Terlepas dari segala macam pembelaan yang menyatakan bahwa fakta-fakta di atas merupakan tahapan awal dalam berhijrah, tetap saja hal itu menunjukkan adanya bentuk narsisme atau keinginan untuk diakui. Dalam hal ini telah terjadi pergeseran nilai dalam menjalankan ritus keagamaan dari semua bernilai etis-ideologis menjadi estetis-eksistensialis.
Mengembalikan Makna Hijrah
Disadari atau tidak terlalu fokus pada penekanan makna hijrah pada aspek eksistensial memiliki dampak negatif terhadap relasi sosial. Faktanya, kebanyakan orang yang berhijrah, mengalami keretakan hubungan sosial dengan teman atau kawan lamanya yang belum berhijrah. Hal ini dikarenakan konstruksi berfikir hijrah yang menekankan pada aspek eksistensial sebagaimana yang dijelaskan di atas, serta cenderung membuat dikotomi antara “aku yang sudah berhijrah” dan “mereka yang belum berhijrah”.

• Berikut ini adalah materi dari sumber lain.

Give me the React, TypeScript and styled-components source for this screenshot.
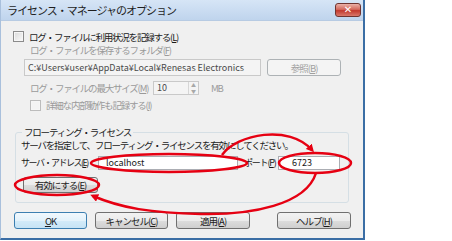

Terlebih jika ini didasarkan pada konsepsi negatif terhadap orang-orang yang tidak memakai atribut yang sama dengan dirinya, tidak memanjangkan jenggot dan mencukur kumis sebagaimana yang ia lakukan.
Oleh karena itu makna hijrah harus dikembalikan pada asalnya. Bahwa hijrah bukan hanya terbatas pada aspek eksistensi saja. Tetapi hijrah harus mampu menembus batas-batas fisik, karena sejatinya hijrah bukan hanya persoalan sudah bercadar atau tidak, hijrah bukan persoalan seberapa besar kerudungmu, seberapa cingkrang celanamu, juga bukan seberapa panjang jenggotmu. Hijrah itu tentang bagaimana kita memperbaiki hubungan kita kepada Allah, kepada manusia dan kepada alam sekitar.